Changes we've made

  • People being at the heart of fitness to practise
  • Redefining the purpose of hearings
  • Emphasising the need to give nurses, midwives and nursing associates the chance to remedy and address the concern
  • Looking at ways employers can deal with complaints at a local level
  • Underlining the importance of considering the context of a case.

Our commitment to change

Our new strategic direction for Fitness to Practise (Cymraeg) builds on improvements we’ve already made to the way we investigate concerns about the people on our register.

It draws on the rich insights from:

We believe this new approach will help us to protect the public in a fairer, more effective, proportionate and consistent way.

Improving the way we handle people's concerns and reducing our fitness to practise caseload

Improving the way we handle concerns about people on our register is one of our main priorities for 2021 - 2022.

As the regulator of almost 732,000 nursing and midwifery professionals, we have a crucial role in promoting and upholding high professional standards. These standards support the professionals on our register to deliver kind, safe and effective care.

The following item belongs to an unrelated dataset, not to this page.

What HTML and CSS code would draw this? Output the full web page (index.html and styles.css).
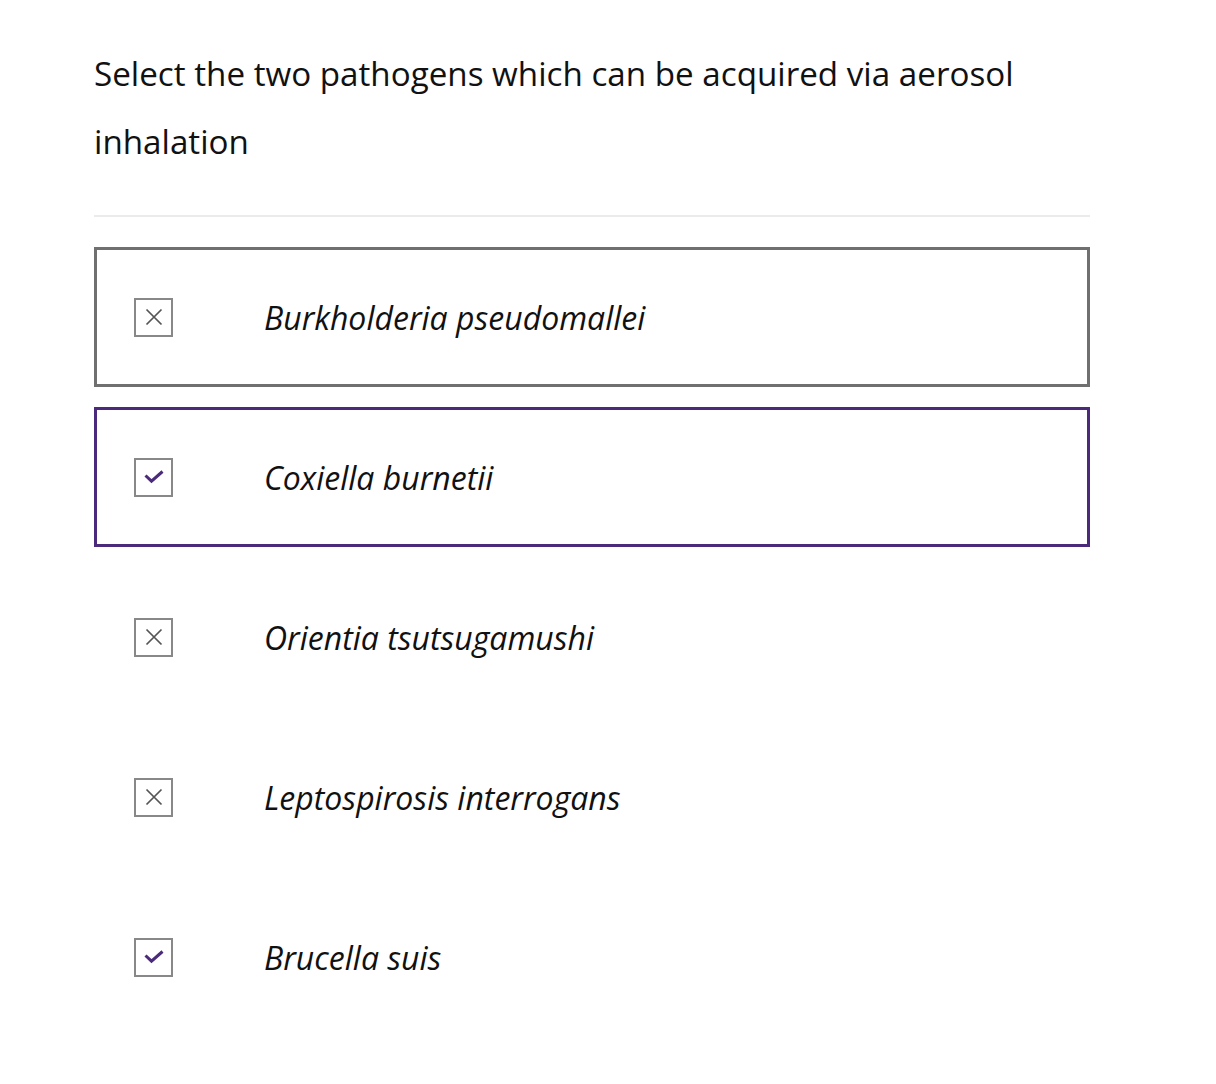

To ensure we’re getting this right, we’re building on our new approach to fitness to practise to deliver a number of sustainable improvements to our processes and decision making.

Fitness to practise caseload

Last year, as part of improving the way we handle concerns, we began taking steps to address an increase in our fitness to practise caseload.

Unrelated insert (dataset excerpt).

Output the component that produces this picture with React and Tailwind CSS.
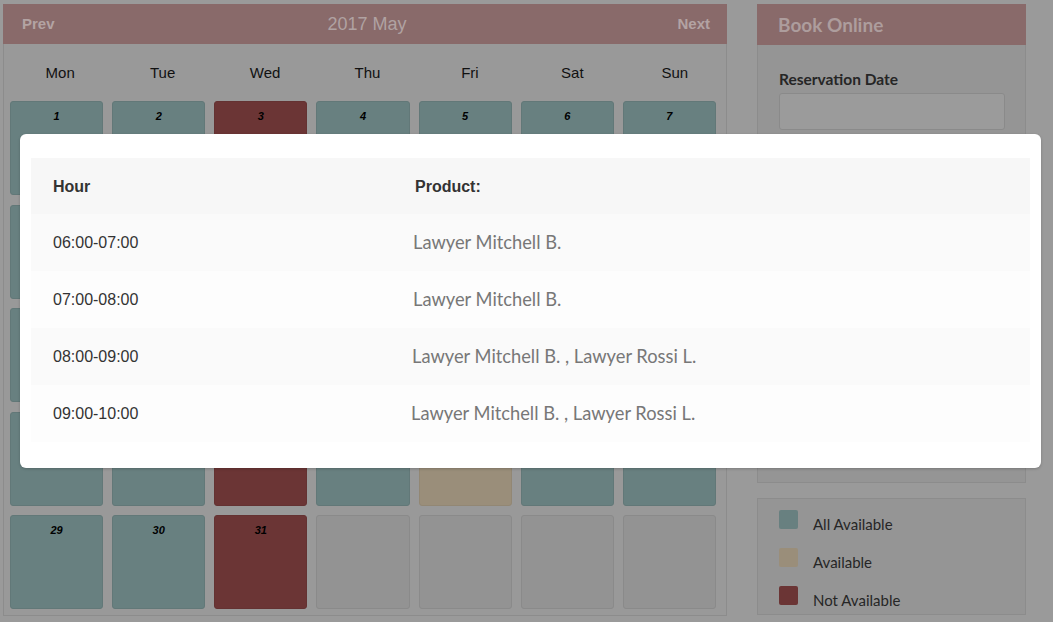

But the coronavirus pandemic meant that we had to pause some cases and prioritise others to allow professionals to focus on Covid-19. That meant that our caseload increased further.

We're making changes to reduce the caseload quickly and fairly, creating long-lasting improvements to the way we regulate.

Making changes that are fairer and kinder to people

To reduce the caseload as quickly as possible, we're modernising the systems that support our regulatory work and investing in additional resources. This will help us to make the right decisions at the right time.

We're improving how we handle people's concerns by:

  • building on the experience of virtual hearings where it is fair and practical to do so.
  • working with others in the sector to foster a culture of openness and learning that supports people to improve their practice.
  • continuing to support employers to resolve concerns locally with Managing Concerns: A resource for employers.
  • making our screening process and guidance as straightforward as possible.
  • taking a new approach to taking account of context and using a set of commitments to help us do this.
  • improving the information on our website to help people find what they need, when they need it.

Read our Chief Executive and Registrar, Andrea Sutcliffe's blog, where she explains what we're doing to improve how we regulate for the benefit of the people we serve.

People at the heart of fitness to practise

Alongside a focus on keeping people safe, we're committed to people being at the heart of everything we do.

We're providing better information and more support for patients and families, as well as a rolling programme of training and development for our employees.

We’re also engaging with members of the public who have experienced the fitness to practise process to help us shape what we do, to ensure that people are truly at the heart of our work and that we are fair to everyone involved.

We are reviewing the support we offer to those with specific needs to ensure we can meet them and that our processes are accessible. We have produced accessible information regarding fitness to practise for those who find reading hard.

Alongside this, the Fitness to Practise Careline has been set up which is a new support service for the professionals on our register going through a fitness to practise investigation. And we continue to offer an independent emotional support line for those who have raised concerns about a registrant, and for witnesses.

Referrals helpline

As a member of the public, it can be really hard to raise a concern about a nurse, midwife or nursing associate. Not only will they have been through a difficult experience, but the regulatory process can be complicated.

So we’re introducing a referrals helpline for members of the public to call before they refer a professional. A dedicated and supported team will help members of the public to understand more about who we are, whether we're the right place to come, how we can help them and most importantly, what support we can offer them.

We hope it’ll give us the information we need to be able to act. And it’ll provide early clarity and information on alternatives for people whose complaints we can’t help with.

The referrals helpline is available at: 020 3307 6802. Some calls will be recorded to help us train colleagues and monitor the quality of support we provide. We might use the recording to check details about fitness to practise referrals and complaints. There’s more information in our privacy notice.

Enabling remediation

Our new approach to fitness to practise promotes a culture of openness and learning, and not punishing people for past events. 

We want to give the professionals on our register the chance to remedy and address any concerns that have been raised with us.

We'll be providing new remediation guidance to help the professionals on our register better understand how they can demonstrate that they are safe to practise after a complaint has been raised against them.

This might include information such as their reflection on what has gone wrong, extra training they have undertaken, or the views of their employer or other healthcare professionals on their practice since the incident.

How these changes will help

The changes we’re making will help us to reduce our caseload quickly and fairly, and help us make the right decisions at the right time.

We're carrying out these changes in a planned and collaborative way. We've listened and engaged with people to develop these changes, and we're delivering them in the order in which we think they will have the greatest impact for those involved in the fitness to practice process.

The changes we’re currently making are within the limits of our existing legislation. But we could do even more if we had greater flexibility.

That’s why we’re currently working with the government to modernise the legal framework that governs what we do and how we do it.